*PROBLEM STATEMENT*
Pick out every line with the word "this" and copy it.

[begin DATASET CONTENT]

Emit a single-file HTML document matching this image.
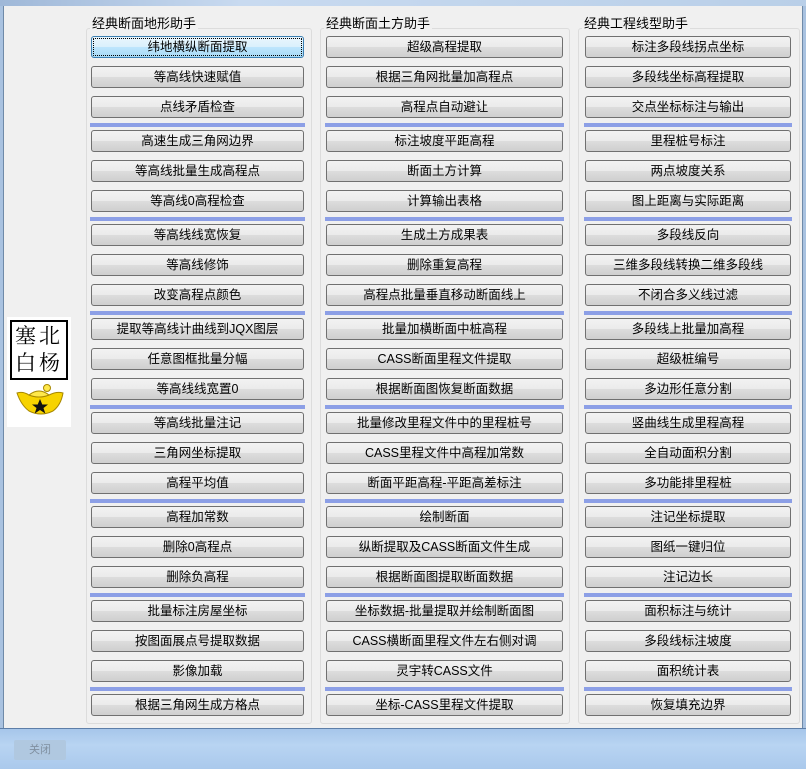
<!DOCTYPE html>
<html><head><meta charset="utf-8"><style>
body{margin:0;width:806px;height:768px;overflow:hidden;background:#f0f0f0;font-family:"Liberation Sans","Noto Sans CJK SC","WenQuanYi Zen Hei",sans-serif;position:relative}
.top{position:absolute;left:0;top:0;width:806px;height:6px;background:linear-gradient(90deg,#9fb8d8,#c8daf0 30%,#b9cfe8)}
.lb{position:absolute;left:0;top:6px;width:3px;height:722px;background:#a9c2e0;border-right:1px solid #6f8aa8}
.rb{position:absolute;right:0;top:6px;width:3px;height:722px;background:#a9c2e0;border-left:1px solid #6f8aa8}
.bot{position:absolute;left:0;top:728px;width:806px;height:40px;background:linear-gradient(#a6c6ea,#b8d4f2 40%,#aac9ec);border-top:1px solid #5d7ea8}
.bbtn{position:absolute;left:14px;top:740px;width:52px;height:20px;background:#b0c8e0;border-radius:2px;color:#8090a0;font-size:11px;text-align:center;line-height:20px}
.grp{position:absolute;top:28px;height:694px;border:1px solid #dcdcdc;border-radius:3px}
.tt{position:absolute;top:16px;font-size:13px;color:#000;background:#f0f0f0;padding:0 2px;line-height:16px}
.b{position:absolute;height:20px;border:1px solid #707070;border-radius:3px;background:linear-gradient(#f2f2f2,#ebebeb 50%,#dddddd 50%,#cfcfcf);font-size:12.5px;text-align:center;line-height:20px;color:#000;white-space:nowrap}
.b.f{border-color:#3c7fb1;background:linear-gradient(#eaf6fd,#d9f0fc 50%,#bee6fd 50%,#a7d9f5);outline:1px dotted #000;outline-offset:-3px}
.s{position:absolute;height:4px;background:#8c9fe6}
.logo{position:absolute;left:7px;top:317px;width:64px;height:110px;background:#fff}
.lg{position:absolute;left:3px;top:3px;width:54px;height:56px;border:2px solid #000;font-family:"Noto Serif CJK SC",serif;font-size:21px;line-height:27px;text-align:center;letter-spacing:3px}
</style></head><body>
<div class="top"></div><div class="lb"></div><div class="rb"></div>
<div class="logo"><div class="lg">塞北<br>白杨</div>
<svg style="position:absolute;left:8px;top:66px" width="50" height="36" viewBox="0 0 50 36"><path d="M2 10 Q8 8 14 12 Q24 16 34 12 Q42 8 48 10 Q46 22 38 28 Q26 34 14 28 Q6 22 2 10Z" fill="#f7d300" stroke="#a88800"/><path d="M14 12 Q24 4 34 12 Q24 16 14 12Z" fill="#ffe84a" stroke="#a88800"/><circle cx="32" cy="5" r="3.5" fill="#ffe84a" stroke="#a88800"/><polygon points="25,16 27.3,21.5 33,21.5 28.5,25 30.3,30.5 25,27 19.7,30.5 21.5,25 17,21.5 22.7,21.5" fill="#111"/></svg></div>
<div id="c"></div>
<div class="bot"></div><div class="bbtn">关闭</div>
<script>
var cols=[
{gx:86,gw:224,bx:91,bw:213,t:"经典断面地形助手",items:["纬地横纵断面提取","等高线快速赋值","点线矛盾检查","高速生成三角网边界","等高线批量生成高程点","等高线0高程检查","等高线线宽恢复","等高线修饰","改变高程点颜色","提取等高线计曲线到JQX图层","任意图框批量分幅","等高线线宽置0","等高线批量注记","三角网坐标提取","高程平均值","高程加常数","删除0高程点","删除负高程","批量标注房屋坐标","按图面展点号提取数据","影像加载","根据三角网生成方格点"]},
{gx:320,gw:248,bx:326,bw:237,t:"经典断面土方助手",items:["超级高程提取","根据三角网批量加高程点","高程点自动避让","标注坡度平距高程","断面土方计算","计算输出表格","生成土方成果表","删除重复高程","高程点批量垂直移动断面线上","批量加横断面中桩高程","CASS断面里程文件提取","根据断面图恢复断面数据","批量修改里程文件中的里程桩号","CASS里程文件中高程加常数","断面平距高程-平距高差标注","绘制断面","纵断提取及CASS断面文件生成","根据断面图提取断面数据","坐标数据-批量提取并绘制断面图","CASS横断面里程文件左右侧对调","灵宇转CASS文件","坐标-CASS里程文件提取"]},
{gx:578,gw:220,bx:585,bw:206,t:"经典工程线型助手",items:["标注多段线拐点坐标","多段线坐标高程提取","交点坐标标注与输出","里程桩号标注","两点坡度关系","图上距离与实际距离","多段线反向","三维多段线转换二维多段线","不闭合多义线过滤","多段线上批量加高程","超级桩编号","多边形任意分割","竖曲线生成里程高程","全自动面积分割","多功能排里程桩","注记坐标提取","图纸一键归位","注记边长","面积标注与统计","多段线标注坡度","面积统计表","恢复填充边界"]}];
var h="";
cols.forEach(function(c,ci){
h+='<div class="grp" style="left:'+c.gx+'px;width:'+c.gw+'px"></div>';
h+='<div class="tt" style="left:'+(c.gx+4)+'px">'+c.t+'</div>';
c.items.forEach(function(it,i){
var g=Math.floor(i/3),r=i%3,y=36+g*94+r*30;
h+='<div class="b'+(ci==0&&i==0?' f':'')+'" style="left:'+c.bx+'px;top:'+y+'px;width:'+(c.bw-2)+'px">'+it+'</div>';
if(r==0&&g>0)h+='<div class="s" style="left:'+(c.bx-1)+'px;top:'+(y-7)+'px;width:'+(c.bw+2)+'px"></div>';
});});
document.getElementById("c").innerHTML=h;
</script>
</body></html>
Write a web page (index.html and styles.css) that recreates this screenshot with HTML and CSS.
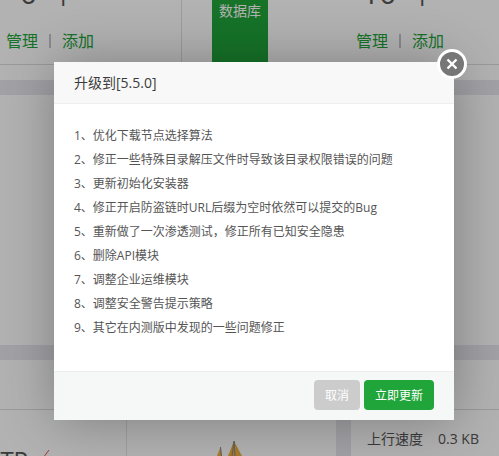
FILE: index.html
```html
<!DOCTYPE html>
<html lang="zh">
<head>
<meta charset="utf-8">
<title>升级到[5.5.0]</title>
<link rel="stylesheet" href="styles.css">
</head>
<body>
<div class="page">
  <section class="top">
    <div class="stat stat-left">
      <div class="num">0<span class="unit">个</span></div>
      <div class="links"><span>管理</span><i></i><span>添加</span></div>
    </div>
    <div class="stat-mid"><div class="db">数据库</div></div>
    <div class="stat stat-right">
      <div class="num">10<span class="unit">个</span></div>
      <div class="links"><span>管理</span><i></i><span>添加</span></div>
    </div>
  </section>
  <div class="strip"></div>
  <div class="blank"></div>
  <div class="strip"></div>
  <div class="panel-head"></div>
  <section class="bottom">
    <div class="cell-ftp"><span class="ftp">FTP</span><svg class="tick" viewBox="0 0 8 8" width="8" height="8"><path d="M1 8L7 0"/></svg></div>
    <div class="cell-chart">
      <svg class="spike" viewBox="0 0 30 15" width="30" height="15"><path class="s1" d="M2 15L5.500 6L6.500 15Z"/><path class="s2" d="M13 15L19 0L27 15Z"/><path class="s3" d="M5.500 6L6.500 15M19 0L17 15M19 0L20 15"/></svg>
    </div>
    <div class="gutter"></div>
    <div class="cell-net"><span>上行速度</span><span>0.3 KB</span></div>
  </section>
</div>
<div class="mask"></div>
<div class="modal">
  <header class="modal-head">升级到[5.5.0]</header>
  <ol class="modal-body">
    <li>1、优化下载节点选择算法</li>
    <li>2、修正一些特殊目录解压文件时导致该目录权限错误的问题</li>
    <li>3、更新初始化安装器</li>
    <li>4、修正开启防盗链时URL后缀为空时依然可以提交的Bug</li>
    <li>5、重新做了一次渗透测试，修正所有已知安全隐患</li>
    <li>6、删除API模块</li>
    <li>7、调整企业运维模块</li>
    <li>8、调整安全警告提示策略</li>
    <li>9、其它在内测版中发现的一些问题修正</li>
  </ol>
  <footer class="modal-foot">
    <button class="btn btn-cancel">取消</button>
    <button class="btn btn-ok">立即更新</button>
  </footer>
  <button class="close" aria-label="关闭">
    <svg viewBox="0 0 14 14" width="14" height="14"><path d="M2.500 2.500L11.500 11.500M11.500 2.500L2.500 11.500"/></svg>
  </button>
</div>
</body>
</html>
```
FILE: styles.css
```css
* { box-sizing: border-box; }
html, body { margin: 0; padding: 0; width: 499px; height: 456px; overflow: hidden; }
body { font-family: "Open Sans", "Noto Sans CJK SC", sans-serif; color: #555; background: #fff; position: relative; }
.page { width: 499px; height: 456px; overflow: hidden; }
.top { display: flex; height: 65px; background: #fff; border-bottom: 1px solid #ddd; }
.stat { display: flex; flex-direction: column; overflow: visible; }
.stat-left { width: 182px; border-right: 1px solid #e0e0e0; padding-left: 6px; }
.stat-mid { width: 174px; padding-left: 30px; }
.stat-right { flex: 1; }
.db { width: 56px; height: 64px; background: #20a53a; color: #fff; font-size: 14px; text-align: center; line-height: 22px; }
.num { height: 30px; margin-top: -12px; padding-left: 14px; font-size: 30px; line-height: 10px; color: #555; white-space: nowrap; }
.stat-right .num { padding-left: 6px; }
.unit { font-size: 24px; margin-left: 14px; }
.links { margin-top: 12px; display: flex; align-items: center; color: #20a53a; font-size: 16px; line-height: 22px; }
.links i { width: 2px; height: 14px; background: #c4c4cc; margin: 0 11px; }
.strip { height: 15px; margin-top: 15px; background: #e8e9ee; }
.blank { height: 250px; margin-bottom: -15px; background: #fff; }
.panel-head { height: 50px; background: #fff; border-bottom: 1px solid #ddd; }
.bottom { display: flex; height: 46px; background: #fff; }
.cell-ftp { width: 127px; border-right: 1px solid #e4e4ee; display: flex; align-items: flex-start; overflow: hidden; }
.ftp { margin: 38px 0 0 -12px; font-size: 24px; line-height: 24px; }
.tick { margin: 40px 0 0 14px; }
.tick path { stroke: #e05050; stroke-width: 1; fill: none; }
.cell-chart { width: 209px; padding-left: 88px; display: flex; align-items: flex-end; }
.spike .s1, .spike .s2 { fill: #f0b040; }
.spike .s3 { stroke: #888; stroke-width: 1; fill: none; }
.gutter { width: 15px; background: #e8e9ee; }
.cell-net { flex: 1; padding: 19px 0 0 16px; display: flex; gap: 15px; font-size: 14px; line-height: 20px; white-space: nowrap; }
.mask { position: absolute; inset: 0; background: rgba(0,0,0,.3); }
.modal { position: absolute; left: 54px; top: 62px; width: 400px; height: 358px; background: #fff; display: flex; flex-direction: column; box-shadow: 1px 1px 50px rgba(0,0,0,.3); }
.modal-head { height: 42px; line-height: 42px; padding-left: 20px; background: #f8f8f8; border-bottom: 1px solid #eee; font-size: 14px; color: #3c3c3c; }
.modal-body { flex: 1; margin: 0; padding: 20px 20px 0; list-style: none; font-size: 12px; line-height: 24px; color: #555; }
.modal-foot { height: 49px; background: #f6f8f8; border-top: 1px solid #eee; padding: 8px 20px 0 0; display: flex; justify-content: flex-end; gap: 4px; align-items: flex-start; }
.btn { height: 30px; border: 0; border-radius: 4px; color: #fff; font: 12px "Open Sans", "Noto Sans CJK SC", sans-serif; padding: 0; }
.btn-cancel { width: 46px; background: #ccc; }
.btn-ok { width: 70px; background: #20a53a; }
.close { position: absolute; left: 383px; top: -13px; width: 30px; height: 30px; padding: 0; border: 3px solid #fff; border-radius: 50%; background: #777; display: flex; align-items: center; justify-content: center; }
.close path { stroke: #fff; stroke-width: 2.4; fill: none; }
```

[end DATASET CONTENT]

*REPLY TO THE EXERCISE*
Emit a single-file HTML document matching this image.
Write a web page (index.html and styles.css) that recreates this screenshot with HTML and CSS.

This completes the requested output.